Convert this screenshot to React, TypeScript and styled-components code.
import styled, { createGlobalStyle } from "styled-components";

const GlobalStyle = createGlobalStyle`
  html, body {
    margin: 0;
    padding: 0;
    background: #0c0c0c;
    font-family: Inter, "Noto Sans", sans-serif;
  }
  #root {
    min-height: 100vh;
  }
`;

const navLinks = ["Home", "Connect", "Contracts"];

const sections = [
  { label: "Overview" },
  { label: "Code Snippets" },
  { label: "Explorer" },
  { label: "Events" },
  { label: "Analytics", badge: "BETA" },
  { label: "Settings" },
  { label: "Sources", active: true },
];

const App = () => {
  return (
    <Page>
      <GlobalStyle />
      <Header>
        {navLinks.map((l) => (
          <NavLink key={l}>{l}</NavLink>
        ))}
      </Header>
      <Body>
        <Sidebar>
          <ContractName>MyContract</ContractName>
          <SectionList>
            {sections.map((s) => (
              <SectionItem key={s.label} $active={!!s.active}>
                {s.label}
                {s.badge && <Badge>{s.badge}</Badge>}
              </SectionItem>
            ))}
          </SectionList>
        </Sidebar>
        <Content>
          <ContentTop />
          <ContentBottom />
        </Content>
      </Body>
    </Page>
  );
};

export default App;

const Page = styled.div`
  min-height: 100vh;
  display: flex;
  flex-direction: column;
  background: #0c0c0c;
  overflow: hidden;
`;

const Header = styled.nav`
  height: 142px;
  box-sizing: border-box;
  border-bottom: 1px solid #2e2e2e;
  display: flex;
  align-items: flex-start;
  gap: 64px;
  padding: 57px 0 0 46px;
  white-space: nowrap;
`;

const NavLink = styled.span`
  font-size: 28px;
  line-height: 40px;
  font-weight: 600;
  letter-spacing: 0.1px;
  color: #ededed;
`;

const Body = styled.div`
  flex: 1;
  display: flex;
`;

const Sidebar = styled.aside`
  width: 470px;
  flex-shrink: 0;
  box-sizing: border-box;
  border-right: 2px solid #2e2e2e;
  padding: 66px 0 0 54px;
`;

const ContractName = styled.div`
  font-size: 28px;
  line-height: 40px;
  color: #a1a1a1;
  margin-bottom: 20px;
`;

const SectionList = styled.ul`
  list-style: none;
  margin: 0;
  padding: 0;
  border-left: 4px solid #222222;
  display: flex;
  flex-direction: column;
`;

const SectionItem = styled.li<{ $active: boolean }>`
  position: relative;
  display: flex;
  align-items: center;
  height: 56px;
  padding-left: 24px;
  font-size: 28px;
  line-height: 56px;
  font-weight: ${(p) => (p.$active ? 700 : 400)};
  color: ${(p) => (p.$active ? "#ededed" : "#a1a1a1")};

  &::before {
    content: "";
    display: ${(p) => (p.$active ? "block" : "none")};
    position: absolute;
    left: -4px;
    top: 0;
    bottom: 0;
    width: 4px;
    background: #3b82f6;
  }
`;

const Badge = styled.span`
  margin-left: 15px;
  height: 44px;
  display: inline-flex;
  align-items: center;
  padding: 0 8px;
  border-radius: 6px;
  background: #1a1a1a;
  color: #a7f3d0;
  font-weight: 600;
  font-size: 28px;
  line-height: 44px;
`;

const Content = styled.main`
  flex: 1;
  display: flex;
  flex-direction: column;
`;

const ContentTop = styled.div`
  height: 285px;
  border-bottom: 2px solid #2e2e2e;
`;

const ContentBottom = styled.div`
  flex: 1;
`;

----------

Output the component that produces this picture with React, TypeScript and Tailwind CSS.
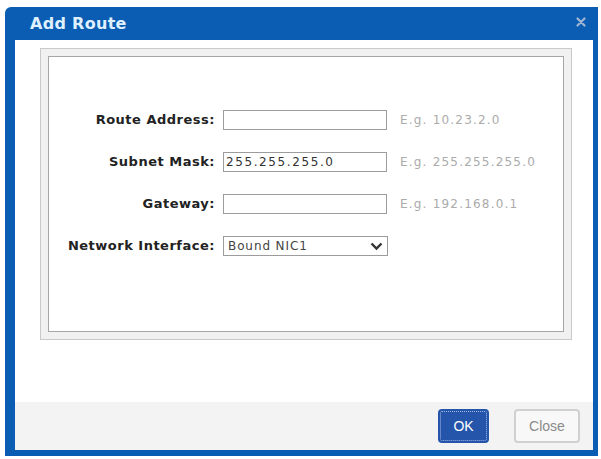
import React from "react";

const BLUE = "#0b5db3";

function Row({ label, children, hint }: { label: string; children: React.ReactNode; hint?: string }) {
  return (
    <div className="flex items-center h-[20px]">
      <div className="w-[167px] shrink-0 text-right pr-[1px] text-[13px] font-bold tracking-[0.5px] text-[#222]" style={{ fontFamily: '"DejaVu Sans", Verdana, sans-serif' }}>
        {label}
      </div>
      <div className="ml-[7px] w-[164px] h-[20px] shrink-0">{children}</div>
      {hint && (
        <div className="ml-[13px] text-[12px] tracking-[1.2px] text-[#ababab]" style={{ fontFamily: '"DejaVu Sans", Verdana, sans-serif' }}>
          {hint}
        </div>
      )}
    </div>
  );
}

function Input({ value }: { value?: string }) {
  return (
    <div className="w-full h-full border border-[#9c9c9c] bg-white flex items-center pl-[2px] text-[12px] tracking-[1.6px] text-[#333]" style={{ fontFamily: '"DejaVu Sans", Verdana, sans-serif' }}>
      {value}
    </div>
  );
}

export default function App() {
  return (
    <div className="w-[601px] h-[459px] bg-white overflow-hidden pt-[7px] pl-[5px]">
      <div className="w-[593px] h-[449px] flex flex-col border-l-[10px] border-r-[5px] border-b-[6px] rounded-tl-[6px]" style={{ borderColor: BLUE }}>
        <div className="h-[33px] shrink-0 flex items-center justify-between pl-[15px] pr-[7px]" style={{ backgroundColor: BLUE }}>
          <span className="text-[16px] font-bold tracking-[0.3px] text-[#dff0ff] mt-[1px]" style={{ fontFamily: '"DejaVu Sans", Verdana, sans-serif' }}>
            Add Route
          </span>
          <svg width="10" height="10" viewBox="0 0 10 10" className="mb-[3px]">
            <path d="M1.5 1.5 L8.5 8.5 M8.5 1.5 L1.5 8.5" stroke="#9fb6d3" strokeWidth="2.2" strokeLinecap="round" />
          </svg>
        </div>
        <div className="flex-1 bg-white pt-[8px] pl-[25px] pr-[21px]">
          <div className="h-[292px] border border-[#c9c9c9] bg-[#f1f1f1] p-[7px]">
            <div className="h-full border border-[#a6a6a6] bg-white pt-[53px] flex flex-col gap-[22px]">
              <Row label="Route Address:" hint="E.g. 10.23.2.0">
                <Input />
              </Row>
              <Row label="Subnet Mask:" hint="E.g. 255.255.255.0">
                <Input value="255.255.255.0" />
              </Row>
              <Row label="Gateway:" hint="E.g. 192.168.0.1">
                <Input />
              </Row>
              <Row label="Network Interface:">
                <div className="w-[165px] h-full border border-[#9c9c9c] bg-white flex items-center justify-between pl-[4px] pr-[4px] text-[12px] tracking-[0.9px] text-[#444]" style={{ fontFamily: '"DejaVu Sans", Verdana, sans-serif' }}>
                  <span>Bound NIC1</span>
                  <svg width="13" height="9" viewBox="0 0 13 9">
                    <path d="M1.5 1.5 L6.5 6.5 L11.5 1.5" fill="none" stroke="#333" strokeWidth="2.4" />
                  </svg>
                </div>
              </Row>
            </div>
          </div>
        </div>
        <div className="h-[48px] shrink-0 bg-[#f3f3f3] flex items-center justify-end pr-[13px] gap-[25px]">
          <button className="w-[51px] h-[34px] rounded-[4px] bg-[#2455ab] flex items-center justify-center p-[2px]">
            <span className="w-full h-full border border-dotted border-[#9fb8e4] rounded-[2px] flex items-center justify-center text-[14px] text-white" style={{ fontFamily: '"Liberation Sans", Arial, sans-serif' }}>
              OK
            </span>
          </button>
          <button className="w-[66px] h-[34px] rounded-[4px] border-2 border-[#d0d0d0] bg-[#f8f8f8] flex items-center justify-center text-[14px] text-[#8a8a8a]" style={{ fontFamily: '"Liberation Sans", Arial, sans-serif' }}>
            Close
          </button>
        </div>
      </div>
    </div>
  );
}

----------

What you have to do ->
Where a line contains "React", copy that line.

Response for this exercise ->
Convert this screenshot to React, TypeScript and styled-components code.
Output the component that produces this picture with React, TypeScript and Tailwind CSS.
import React from "react";
function Row({ label, children, hint }: { label: string; children: React.ReactNode; hint?: string }) {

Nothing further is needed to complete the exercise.